> _Aim_: From the listing that follows, output everything exactly except the pictures.
>> start
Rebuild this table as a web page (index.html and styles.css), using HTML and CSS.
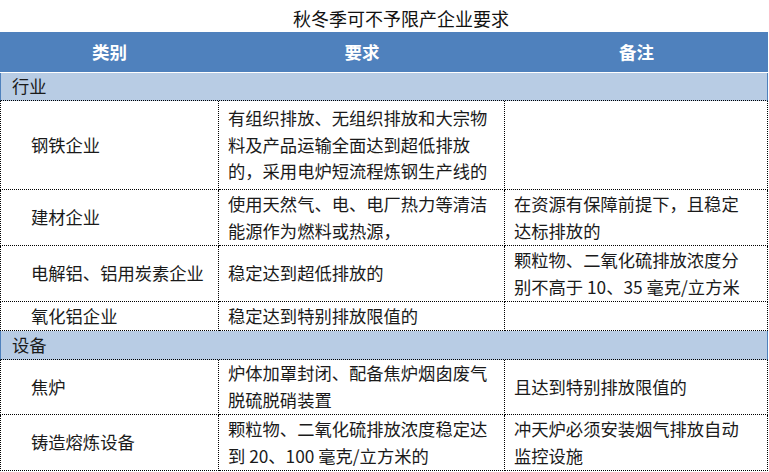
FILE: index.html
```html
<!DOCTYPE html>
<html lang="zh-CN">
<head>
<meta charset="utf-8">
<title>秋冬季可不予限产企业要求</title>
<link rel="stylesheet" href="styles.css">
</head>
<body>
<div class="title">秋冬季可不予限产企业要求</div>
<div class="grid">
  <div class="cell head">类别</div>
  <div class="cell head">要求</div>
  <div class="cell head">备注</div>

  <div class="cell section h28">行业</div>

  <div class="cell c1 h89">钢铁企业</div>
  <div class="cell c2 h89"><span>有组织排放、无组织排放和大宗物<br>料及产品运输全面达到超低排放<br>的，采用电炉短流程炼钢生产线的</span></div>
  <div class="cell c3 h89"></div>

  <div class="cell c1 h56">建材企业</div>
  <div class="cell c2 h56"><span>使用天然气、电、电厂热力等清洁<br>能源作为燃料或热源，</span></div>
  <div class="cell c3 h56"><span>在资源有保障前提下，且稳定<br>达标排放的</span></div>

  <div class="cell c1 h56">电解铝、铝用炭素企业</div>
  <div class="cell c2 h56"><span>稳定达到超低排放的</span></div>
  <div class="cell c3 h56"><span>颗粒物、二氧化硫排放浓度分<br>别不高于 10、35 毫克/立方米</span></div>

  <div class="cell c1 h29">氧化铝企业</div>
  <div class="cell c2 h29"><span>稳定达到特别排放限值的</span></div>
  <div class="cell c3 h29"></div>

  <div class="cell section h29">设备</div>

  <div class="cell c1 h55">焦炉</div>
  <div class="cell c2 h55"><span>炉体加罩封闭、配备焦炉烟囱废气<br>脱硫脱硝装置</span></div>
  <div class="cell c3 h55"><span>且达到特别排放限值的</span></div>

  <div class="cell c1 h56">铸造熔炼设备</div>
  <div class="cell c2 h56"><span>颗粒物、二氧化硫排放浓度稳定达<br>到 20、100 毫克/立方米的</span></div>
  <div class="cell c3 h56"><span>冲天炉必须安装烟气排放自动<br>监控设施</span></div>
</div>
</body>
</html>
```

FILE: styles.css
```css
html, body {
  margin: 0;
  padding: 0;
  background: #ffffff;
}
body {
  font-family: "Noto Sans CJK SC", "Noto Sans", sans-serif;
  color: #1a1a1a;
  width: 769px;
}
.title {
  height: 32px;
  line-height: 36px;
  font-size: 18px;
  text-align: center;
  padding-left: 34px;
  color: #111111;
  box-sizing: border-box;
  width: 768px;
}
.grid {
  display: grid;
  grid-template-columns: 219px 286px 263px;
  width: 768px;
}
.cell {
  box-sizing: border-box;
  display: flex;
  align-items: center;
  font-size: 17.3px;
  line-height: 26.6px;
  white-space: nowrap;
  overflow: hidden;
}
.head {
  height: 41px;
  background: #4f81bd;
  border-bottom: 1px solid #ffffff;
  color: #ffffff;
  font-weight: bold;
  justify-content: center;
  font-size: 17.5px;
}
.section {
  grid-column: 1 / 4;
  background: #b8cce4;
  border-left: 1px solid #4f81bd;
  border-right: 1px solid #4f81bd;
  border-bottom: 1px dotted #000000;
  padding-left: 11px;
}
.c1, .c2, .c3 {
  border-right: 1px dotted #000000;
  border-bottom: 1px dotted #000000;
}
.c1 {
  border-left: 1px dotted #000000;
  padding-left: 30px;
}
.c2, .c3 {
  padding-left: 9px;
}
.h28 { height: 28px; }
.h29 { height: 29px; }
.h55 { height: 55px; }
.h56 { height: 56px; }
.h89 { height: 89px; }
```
>> end
> _Exercise result_:
Rebuild this table as a web page (index.html and styles.css), using HTML and CSS.
FILE: index.html
```html
<!DOCTYPE html>
<html lang="zh-CN">
<head>
<meta charset="utf-8">
<title>秋冬季可不予限产企业要求</title>
<link rel="stylesheet" href="styles.css">
</head>
<body>
<div class="title">秋冬季可不予限产企业要求</div>
<div class="grid">
  <div class="cell head">类别</div>
  <div class="cell head">要求</div>
  <div class="cell head">备注</div>

  <div class="cell section h28">行业</div>

  <div class="cell c1 h89">钢铁企业</div>
  <div class="cell c2 h89"><span>有组织排放、无组织排放和大宗物<br>料及产品运输全面达到超低排放<br>的，采用电炉短流程炼钢生产线的</span></div>
  <div class="cell c3 h89"></div>

  <div class="cell c1 h56">建材企业</div>
  <div class="cell c2 h56"><span>使用天然气、电、电厂热力等清洁<br>能源作为燃料或热源，</span></div>
  <div class="cell c3 h56"><span>在资源有保障前提下，且稳定<br>达标排放的</span></div>

  <div class="cell c1 h56">电解铝、铝用炭素企业</div>
  <div class="cell c2 h56"><span>稳定达到超低排放的</span></div>
  <div class="cell c3 h56"><span>颗粒物、二氧化硫排放浓度分<br>别不高于 10、35 毫克/立方米</span></div>

  <div class="cell c1 h29">氧化铝企业</div>
  <div class="cell c2 h29"><span>稳定达到特别排放限值的</span></div>
  <div class="cell c3 h29"></div>

  <div class="cell section h29">设备</div>

  <div class="cell c1 h55">焦炉</div>
  <div class="cell c2 h55"><span>炉体加罩封闭、配备焦炉烟囱废气<br>脱硫脱硝装置</span></div>
  <div class="cell c3 h55"><span>且达到特别排放限值的</span></div>

  <div class="cell c1 h56">铸造熔炼设备</div>
  <div class="cell c2 h56"><span>颗粒物、二氧化硫排放浓度稳定达<br>到 20、100 毫克/立方米的</span></div>
  <div class="cell c3 h56"><span>冲天炉必须安装烟气排放自动<br>监控设施</span></div>
</div>
</body>
</html>
```

FILE: styles.css
```css
html, body {
  margin: 0;
  padding: 0;
  background: #ffffff;
}
body {
  font-family: "Noto Sans CJK SC", "Noto Sans", sans-serif;
  color: #1a1a1a;
  width: 769px;
}
.title {
  height: 32px;
  line-height: 36px;
  font-size: 18px;
  text-align: center;
  padding-left: 34px;
  color: #111111;
  box-sizing: border-box;
  width: 768px;
}
.grid {
  display: grid;
  grid-template-columns: 219px 286px 263px;
  width: 768px;
}
.cell {
  box-sizing: border-box;
  display: flex;
  align-items: center;
  font-size: 17.3px;
  line-height: 26.6px;
  white-space: nowrap;
  overflow: hidden;
}
.head {
  height: 41px;
  background: #4f81bd;
  border-bottom: 1px solid #ffffff;
  color: #ffffff;
  font-weight: bold;
  justify-content: center;
  font-size: 17.5px;
}
.section {
  grid-column: 1 / 4;
  background: #b8cce4;
  border-left: 1px solid #4f81bd;
  border-right: 1px solid #4f81bd;
  border-bottom: 1px dotted #000000;
  padding-left: 11px;
}
.c1, .c2, .c3 {
  border-right: 1px dotted #000000;
  border-bottom: 1px dotted #000000;
}
.c1 {
  border-left: 1px dotted #000000;
  padding-left: 30px;
}
.c2, .c3 {
  padding-left: 9px;
}
.h28 { height: 28px; }
.h29 { height: 29px; }
.h55 { height: 55px; }
.h56 { height: 56px; }
.h89 { height: 89px; }
```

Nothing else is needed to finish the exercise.